▶ _Task goal_
Copy every line of the material below word for word.

[BEGIN]

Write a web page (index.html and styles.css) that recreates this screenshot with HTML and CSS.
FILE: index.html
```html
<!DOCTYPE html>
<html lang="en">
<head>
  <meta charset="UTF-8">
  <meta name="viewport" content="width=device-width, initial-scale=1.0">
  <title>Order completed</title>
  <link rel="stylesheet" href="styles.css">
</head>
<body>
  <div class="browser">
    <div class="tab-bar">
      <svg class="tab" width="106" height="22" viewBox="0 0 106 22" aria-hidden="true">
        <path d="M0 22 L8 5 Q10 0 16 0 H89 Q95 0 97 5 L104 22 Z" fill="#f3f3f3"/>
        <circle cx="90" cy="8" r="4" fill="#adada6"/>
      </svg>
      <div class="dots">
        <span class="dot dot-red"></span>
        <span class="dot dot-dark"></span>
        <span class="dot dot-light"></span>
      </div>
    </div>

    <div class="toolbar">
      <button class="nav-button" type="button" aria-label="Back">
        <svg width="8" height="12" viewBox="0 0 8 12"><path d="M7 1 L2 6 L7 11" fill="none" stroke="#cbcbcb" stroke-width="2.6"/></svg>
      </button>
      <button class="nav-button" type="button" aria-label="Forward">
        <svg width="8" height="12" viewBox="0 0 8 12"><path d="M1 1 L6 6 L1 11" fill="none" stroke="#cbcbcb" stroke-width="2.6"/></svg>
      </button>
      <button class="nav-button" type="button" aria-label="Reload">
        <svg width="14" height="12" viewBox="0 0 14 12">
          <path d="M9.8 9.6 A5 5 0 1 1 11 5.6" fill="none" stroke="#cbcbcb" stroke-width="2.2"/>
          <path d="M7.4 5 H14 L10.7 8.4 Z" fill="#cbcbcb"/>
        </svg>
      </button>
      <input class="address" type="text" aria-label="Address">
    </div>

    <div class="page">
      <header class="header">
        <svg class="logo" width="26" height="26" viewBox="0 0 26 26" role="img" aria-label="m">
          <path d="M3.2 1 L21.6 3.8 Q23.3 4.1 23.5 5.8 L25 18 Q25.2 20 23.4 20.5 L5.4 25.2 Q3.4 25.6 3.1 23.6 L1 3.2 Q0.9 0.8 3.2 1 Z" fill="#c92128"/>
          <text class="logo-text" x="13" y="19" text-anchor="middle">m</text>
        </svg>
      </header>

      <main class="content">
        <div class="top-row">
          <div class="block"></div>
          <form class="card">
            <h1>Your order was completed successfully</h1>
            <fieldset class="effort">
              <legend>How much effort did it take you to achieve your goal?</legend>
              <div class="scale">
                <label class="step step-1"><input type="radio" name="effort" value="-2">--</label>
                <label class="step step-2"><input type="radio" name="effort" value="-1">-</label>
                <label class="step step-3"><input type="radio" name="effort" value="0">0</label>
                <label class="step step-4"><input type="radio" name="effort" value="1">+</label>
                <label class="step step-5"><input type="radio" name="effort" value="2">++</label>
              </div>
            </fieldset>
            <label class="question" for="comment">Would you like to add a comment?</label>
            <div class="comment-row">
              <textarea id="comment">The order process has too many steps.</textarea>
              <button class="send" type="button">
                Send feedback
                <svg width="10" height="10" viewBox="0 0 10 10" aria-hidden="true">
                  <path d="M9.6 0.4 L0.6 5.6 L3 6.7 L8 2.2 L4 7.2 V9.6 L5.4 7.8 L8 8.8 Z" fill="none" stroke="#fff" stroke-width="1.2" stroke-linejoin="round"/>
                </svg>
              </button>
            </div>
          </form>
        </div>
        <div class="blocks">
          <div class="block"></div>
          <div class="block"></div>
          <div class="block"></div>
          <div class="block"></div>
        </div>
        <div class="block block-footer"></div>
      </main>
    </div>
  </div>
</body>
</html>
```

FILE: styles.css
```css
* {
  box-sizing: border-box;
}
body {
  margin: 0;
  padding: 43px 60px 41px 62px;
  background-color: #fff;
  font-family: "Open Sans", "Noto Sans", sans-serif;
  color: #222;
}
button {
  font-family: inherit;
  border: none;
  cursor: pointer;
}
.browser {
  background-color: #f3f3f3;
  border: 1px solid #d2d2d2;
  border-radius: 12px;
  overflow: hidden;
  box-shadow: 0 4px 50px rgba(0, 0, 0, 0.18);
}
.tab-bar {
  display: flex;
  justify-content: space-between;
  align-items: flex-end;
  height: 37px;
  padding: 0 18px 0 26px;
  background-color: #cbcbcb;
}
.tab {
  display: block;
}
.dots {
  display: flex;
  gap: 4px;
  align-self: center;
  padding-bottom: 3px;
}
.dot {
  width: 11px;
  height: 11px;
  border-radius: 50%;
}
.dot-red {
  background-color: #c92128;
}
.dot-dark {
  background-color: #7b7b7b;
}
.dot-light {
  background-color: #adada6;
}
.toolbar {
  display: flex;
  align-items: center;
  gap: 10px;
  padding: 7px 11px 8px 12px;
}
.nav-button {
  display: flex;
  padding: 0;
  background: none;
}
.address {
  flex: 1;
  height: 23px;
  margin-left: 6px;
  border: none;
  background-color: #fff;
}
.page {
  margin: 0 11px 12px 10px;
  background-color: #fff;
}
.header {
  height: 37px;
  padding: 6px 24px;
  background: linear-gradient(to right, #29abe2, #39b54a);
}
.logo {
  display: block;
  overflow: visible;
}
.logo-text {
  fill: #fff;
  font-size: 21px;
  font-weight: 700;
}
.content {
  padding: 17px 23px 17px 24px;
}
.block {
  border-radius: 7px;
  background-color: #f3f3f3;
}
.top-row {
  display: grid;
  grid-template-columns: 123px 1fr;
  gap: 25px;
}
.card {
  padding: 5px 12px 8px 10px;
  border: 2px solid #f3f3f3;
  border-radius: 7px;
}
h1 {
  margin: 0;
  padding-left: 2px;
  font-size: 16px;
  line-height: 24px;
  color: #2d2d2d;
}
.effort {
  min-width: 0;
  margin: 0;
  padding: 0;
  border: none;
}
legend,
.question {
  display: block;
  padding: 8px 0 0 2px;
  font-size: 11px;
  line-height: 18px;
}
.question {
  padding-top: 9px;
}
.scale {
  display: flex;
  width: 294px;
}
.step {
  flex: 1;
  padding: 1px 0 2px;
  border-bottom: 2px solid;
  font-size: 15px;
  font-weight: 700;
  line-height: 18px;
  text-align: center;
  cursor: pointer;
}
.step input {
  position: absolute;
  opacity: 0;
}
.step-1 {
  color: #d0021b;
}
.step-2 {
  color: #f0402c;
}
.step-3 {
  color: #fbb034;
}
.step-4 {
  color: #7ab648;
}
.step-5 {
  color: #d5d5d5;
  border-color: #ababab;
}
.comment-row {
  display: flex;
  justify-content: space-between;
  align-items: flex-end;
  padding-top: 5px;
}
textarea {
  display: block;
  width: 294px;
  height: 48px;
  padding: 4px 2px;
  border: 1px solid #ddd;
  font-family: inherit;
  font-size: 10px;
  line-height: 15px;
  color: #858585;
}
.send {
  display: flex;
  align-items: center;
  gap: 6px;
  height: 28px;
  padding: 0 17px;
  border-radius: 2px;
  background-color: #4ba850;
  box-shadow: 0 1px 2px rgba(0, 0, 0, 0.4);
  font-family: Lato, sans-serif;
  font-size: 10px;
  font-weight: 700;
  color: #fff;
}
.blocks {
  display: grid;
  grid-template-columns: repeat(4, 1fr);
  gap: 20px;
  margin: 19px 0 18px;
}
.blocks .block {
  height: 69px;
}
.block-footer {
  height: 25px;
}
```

[END]

▶ _Task solution_
Write a web page (index.html and styles.css) that recreates this screenshot with HTML and CSS.
FILE: index.html
```html
<!DOCTYPE html>
<html lang="en">
<head>
  <meta charset="UTF-8">
  <meta name="viewport" content="width=device-width, initial-scale=1.0">
  <title>Order completed</title>
  <link rel="stylesheet" href="styles.css">
</head>
<body>
  <div class="browser">
    <div class="tab-bar">
      <svg class="tab" width="106" height="22" viewBox="0 0 106 22" aria-hidden="true">
        <path d="M0 22 L8 5 Q10 0 16 0 H89 Q95 0 97 5 L104 22 Z" fill="#f3f3f3"/>
        <circle cx="90" cy="8" r="4" fill="#adada6"/>
      </svg>
      <div class="dots">
        <span class="dot dot-red"></span>
        <span class="dot dot-dark"></span>
        <span class="dot dot-light"></span>
      </div>
    </div>

    <div class="toolbar">
      <button class="nav-button" type="button" aria-label="Back">
        <svg width="8" height="12" viewBox="0 0 8 12"><path d="M7 1 L2 6 L7 11" fill="none" stroke="#cbcbcb" stroke-width="2.6"/></svg>
      </button>
      <button class="nav-button" type="button" aria-label="Forward">
        <svg width="8" height="12" viewBox="0 0 8 12"><path d="M1 1 L6 6 L1 11" fill="none" stroke="#cbcbcb" stroke-width="2.6"/></svg>
      </button>
      <button class="nav-button" type="button" aria-label="Reload">
        <svg width="14" height="12" viewBox="0 0 14 12">
          <path d="M9.8 9.6 A5 5 0 1 1 11 5.6" fill="none" stroke="#cbcbcb" stroke-width="2.2"/>
          <path d="M7.4 5 H14 L10.7 8.4 Z" fill="#cbcbcb"/>
        </svg>
      </button>
      <input class="address" type="text" aria-label="Address">
    </div>

    <div class="page">
      <header class="header">
        <svg class="logo" width="26" height="26" viewBox="0 0 26 26" role="img" aria-label="m">
          <path d="M3.2 1 L21.6 3.8 Q23.3 4.1 23.5 5.8 L25 18 Q25.2 20 23.4 20.5 L5.4 25.2 Q3.4 25.6 3.1 23.6 L1 3.2 Q0.9 0.8 3.2 1 Z" fill="#c92128"/>
          <text class="logo-text" x="13" y="19" text-anchor="middle">m</text>
        </svg>
      </header>

      <main class="content">
        <div class="top-row">
          <div class="block"></div>
          <form class="card">
            <h1>Your order was completed successfully</h1>
            <fieldset class="effort">
              <legend>How much effort did it take you to achieve your goal?</legend>
              <div class="scale">
                <label class="step step-1"><input type="radio" name="effort" value="-2">--</label>
                <label class="step step-2"><input type="radio" name="effort" value="-1">-</label>
                <label class="step step-3"><input type="radio" name="effort" value="0">0</label>
                <label class="step step-4"><input type="radio" name="effort" value="1">+</label>
                <label class="step step-5"><input type="radio" name="effort" value="2">++</label>
              </div>
            </fieldset>
            <label class="question" for="comment">Would you like to add a comment?</label>
            <div class="comment-row">
              <textarea id="comment">The order process has too many steps.</textarea>
              <button class="send" type="button">
                Send feedback
                <svg width="10" height="10" viewBox="0 0 10 10" aria-hidden="true">
                  <path d="M9.6 0.4 L0.6 5.6 L3 6.7 L8 2.2 L4 7.2 V9.6 L5.4 7.8 L8 8.8 Z" fill="none" stroke="#fff" stroke-width="1.2" stroke-linejoin="round"/>
                </svg>
              </button>
            </div>
          </form>
        </div>
        <div class="blocks">
          <div class="block"></div>
          <div class="block"></div>
          <div class="block"></div>
          <div class="block"></div>
        </div>
        <div class="block block-footer"></div>
      </main>
    </div>
  </div>
</body>
</html>
```

FILE: styles.css
```css
* {
  box-sizing: border-box;
}
body {
  margin: 0;
  padding: 43px 60px 41px 62px;
  background-color: #fff;
  font-family: "Open Sans", "Noto Sans", sans-serif;
  color: #222;
}
button {
  font-family: inherit;
  border: none;
  cursor: pointer;
}
.browser {
  background-color: #f3f3f3;
  border: 1px solid #d2d2d2;
  border-radius: 12px;
  overflow: hidden;
  box-shadow: 0 4px 50px rgba(0, 0, 0, 0.18);
}
.tab-bar {
  display: flex;
  justify-content: space-between;
  align-items: flex-end;
  height: 37px;
  padding: 0 18px 0 26px;
  background-color: #cbcbcb;
}
.tab {
  display: block;
}
.dots {
  display: flex;
  gap: 4px;
  align-self: center;
  padding-bottom: 3px;
}
.dot {
  width: 11px;
  height: 11px;
  border-radius: 50%;
}
.dot-red {
  background-color: #c92128;
}
.dot-dark {
  background-color: #7b7b7b;
}
.dot-light {
  background-color: #adada6;
}
.toolbar {
  display: flex;
  align-items: center;
  gap: 10px;
  padding: 7px 11px 8px 12px;
}
.nav-button {
  display: flex;
  padding: 0;
  background: none;
}
.address {
  flex: 1;
  height: 23px;
  margin-left: 6px;
  border: none;
  background-color: #fff;
}
.page {
  margin: 0 11px 12px 10px;
  background-color: #fff;
}
.header {
  height: 37px;
  padding: 6px 24px;
  background: linear-gradient(to right, #29abe2, #39b54a);
}
.logo {
  display: block;
  overflow: visible;
}
.logo-text {
  fill: #fff;
  font-size: 21px;
  font-weight: 700;
}
.content {
  padding: 17px 23px 17px 24px;
}
.block {
  border-radius: 7px;
  background-color: #f3f3f3;
}
.top-row {
  display: grid;
  grid-template-columns: 123px 1fr;
  gap: 25px;
}
.card {
  padding: 5px 12px 8px 10px;
  border: 2px solid #f3f3f3;
  border-radius: 7px;
}
h1 {
  margin: 0;
  padding-left: 2px;
  font-size: 16px;
  line-height: 24px;
  color: #2d2d2d;
}
.effort {
  min-width: 0;
  margin: 0;
  padding: 0;
  border: none;
}
legend,
.question {
  display: block;
  padding: 8px 0 0 2px;
  font-size: 11px;
  line-height: 18px;
}
.question {
  padding-top: 9px;
}
.scale {
  display: flex;
  width: 294px;
}
.step {
  flex: 1;
  padding: 1px 0 2px;
  border-bottom: 2px solid;
  font-size: 15px;
  font-weight: 700;
  line-height: 18px;
  text-align: center;
  cursor: pointer;
}
.step input {
  position: absolute;
  opacity: 0;
}
.step-1 {
  color: #d0021b;
}
.step-2 {
  color: #f0402c;
}
.step-3 {
  color: #fbb034;
}
.step-4 {
  color: #7ab648;
}
.step-5 {
  color: #d5d5d5;
  border-color: #ababab;
}
.comment-row {
  display: flex;
  justify-content: space-between;
  align-items: flex-end;
  padding-top: 5px;
}
textarea {
  display: block;
  width: 294px;
  height: 48px;
  padding: 4px 2px;
  border: 1px solid #ddd;
  font-family: inherit;
  font-size: 10px;
  line-height: 15px;
  color: #858585;
}
.send {
  display: flex;
  align-items: center;
  gap: 6px;
  height: 28px;
  padding: 0 17px;
  border-radius: 2px;
  background-color: #4ba850;
  box-shadow: 0 1px 2px rgba(0, 0, 0, 0.4);
  font-family: Lato, sans-serif;
  font-size: 10px;
  font-weight: 700;
  color: #fff;
}
.blocks {
  display: grid;
  grid-template-columns: repeat(4, 1fr);
  gap: 20px;
  margin: 19px 0 18px;
}
.blocks .block {
  height: 69px;
}
.block-footer {
  height: 25px;
}
```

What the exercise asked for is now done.